New VP to bring “more exposure” for student programming

By: Joshua Ceballos/News Director


Career counselors and a welcome package for online students are just some of the changes students can expect following the merger between two divisions.

Larry Lunsford, the vice president of Student Affairs for the past six years is retiring this December, and his spot will be taken by Elizabeth Bejar, the current vice president of Academic Affairs.

Bejar’s taking up of the position also comes with a new division change, as she has been appointed as senior vice president for Academic and Student Affairs.

As it stands now, Academic Affairs is the division that is in charge of curriculum design, and Bejar reports to the provost in matters relating to students and faculty in the classroom. Several departments fall under the Academic Affairs umbrella, including the Center for Advancement of Teaching and the office of Academic Planning & Accountability, among others.

Student Affairs, on the other hand, is in charge of student programming, and is the entity in charge of the Student Government Association, Greek Life, Student Media, and many more.

Starting Sunday, July 15, with Bejar’s first day in the position, these divisions will merge under her supervision, and she will now be reporting directly to President Mark B. Rosenberg as well as the provost.

With the union of the two divisions, Bejar told Student Media she hopes to expose more students to the services that Student Affairs offers by focusing on their main points of contacts: professors.

“The professors are who the students see every day, and they’re the ones who will notice if a student suddenly starts to behave strangely, starts to isolate themselves or let their grades slip, so professors can refer those students to counseling or other support services,” said Bejar.

This ties in with what Lunsford said is one of the main disciplines of Student Affairs: protecting students.

“We’re accused of being the touchy feely people because we’re caring, we care about student development,” said Lunsford. “Student Affairs people, our RA’s and counselors, save student lives when they feel insecure or in danger.”

Lunsford said to Student Media that his hope for this merger is that students have more exposure to the services that the University has to offer, including Career Services. According to Lunsford, Academic and Student Affairs is looking to assign students career advisors along with their academic advisors.

“Career services should begin in freshman year to learn what you need to do to prepare yourself to get a career when you graduate,” said Lunsford.
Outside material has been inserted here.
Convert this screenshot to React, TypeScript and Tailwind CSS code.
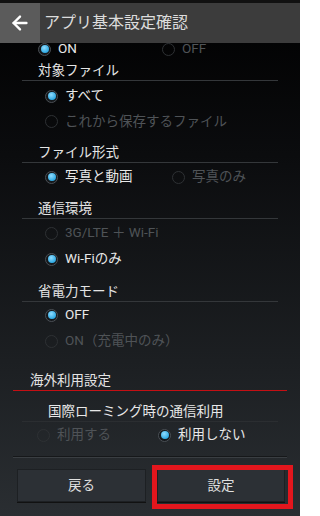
import { ArrowLeft } from "lucide-react";

type Opt = { label: string; checked?: boolean; disabled?: boolean };

const Radio = ({ checked }: { checked?: boolean }) =>
  checked ? (
    <span className="flex h-[13px] w-[13px] shrink-0 items-center justify-center rounded-full border border-[#4a4f55] bg-[#15181b]">
      <span className="h-[8px] w-[8px] rounded-full bg-[radial-gradient(circle_at_40%_35%,#8fdcff,#2fa9e2_70%)]" />
    </span>
  ) : (
    <span className="h-[13px] w-[13px] shrink-0 rounded-full border border-[#2e3134]" />
  );

const Option = ({ opt, className = "" }: { opt: Opt; className?: string }) => (
  <div className={`flex items-center gap-[7px] ${className}`}>
    <Radio checked={opt.checked} />
    <span className={opt.disabled ? "text-[#4f5357]" : "text-[#e8e8e8]"}>{opt.label}</span>
  </div>
);

const Heading = ({ text, className = "" }: { text: string; className?: string }) => (
  <>
    <div className={`flex h-[18px] items-center pl-[38px] text-[#e4e4e4] ${className}`}>{text}</div>
    <div className="mx-[22px] h-px bg-[#34373a]" />
  </>
);

const App = () => {
  return (
    <div
      className="relative flex h-[516px] w-[300px] flex-col overflow-hidden bg-[linear-gradient(to_bottom,#000_0%,#0b0c0e_30%,#1c1f22_70%,#2a2e32_100%)] text-[13.5px] leading-none"
      style={{ fontFamily: 'Roboto, "Noto Sans CJK JP", sans-serif' }}
    >
      {/* status strip */}
      <div className="h-[3px] shrink-0 bg-[#111]" />

      {/* action bar */}
      <div className="relative z-10 flex h-[40px] shrink-0 items-center bg-[#3c3c3c]">
        <div className="flex h-full w-[40px] items-center justify-center bg-[#5b5b5b]">
          <ArrowLeft size={22} strokeWidth={2.6} className="text-white" />
        </div>
        <span className="pl-[4px] text-[16px] text-[#dcdcdc]">アプリ基本設定確認</span>
      </div>

      <div className="flex flex-1 flex-col">
        {/* cut-off first row */}
        <div className="mt-[-7px] flex h-[26px] items-center">
          <Option opt={{ label: "ON", checked: true }} className="ml-[38px] w-[124px]" />
          <Option opt={{ label: "OFF", disabled: true }} />
        </div>

        <Heading text="対象ファイル" />
        <div className="mt-[2px]">
          <Option opt={{ label: "すべて", checked: true }} className="ml-[45px] h-[26px]" />
          <Option opt={{ label: "これから保存するファイル", disabled: true }} className="ml-[45px] h-[25px]" />
        </div>

        <Heading text="ファイル形式" className="mt-[10px]" />
        <div className="mt-px flex h-[26px] items-center">
          <Option opt={{ label: "写真と動画", checked: true }} className="ml-[45px] w-[127px]" />
          <Option opt={{ label: "写真のみ", disabled: true }} />
        </div>

        <Heading text="通信環境" className="mt-[10px]" />
        <div className="mt-px">
          <Option opt={{ label: "3G/LTE ＋ Wi-Fi", disabled: true }} className="ml-[45px] h-[26px]" />
          <Option opt={{ label: "Wi-Fiのみ", checked: true }} className="ml-[45px] h-[26px]" />
        </div>

        <Heading text="省電力モード" className="mt-[11px]" />
        <div>
          <Option opt={{ label: "OFF", checked: true }} className="ml-[45px] h-[26px]" />
          <Option opt={{ label: "ON（充電中のみ）", disabled: true }} className="ml-[45px] h-[26px]" />
        </div>

        {/* overseas section */}
        <div className="mt-[18px] flex h-[18px] items-center pl-[30px] text-[#e4e4e4]">海外利用設定</div>
        <div className="mx-[13px] h-px bg-[#c40f14]" />

        <div className="mt-[12px] flex h-[18px] items-center pl-[48px] text-[#e8e8e8]">国際ローミング時の通信利用</div>
        <div className="mx-[22px] h-px bg-[#2b2e31]" />
        <div className="flex h-[26px] items-center">
          <Option opt={{ label: "利用する", disabled: true }} className="ml-[37px] w-[121px]" />
          <Option opt={{ label: "利用しない", checked: true }} />
        </div>

        <div className="mx-[13px] mt-[8px] h-px bg-[#16181a]" />
        <div className="mx-[13px] h-px bg-[#3a3e42]" />

        {/* buttons */}
        <div className="mt-[11px] flex gap-[11px] pl-[17px] pr-[15px]">
          <button className="flex h-[33px] w-[129px] items-center justify-center border border-[#1d2023] bg-[#2c3035] text-[#e0e0e0] shadow-[0_1px_0_#111]">
            戻る
          </button>
          <button className="flex h-[33px] w-[128px] items-center justify-center border border-[#1d2023] bg-[#2c3035] text-[#e0e0e0] shadow-[0_1px_0_#111]">
            設定
          </button>
        </div>
      </div>

      {/* red highlight annotation */}
      <div className="absolute left-[152px] top-[465px] h-[44px] w-[141px] border-[5px] border-[#e3161d]" />
    </div>
  );
};

export default App;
Bejar echoed Lunsford’s sentiments when it comes to careers, and she said that just like a student has a degree audit for their classes, they should have a four-year career audit that suggests what steps to take so they have a career as soon as they leave the University.

Bejar also wants students to be engaged in more places than just the Graham Center, where the majority of tabling for events and services goes on.

“Some students have most or all of their classes in or around the law building, can eat at the Mango building, and never have to see GC. We need to make sure we are talking to students all over campus,” said Bejar.

On-campus students aren’t the only focus in Bejar’s plan, as she hopes to involve FIU Online in the Student Affairs experience as well. This will involve webcasting events that happen on campus, and through a newly piloted welcome package.

For the fall semester, students enrolled in fully online degree programs will receive a welcome package in the mail with videos and modules from different Student Affairs departments, including the Recreation and Wellness Center, to involve them at FIU as well, according to Bejar.

Lunsford is on professional development leave starting Monday, July 16, to focus on authoring part of a book about leading Student Affairs, but he said he has confidence that Bejar will do well in his place.

“She’ll have her plate full, but she can do it, if she couldn’t then the president wouldn’t have chosen her,” Lunsford said. “We’re the second largest division behind the College of Arts, Sciences and Education… but she’s inheriting great people who will help her transition.”

Bejar herself said that this merger will take a lot of work, and she has to be willing to ask a lot of questions that may not be answered about what Student Affairs means for a university like FIU that is not traditionally residential, but she has many goals for what it can become.

“I think FIU has the potential to be a national model for what student affairs in the 21st century can be like at a research university,” she said.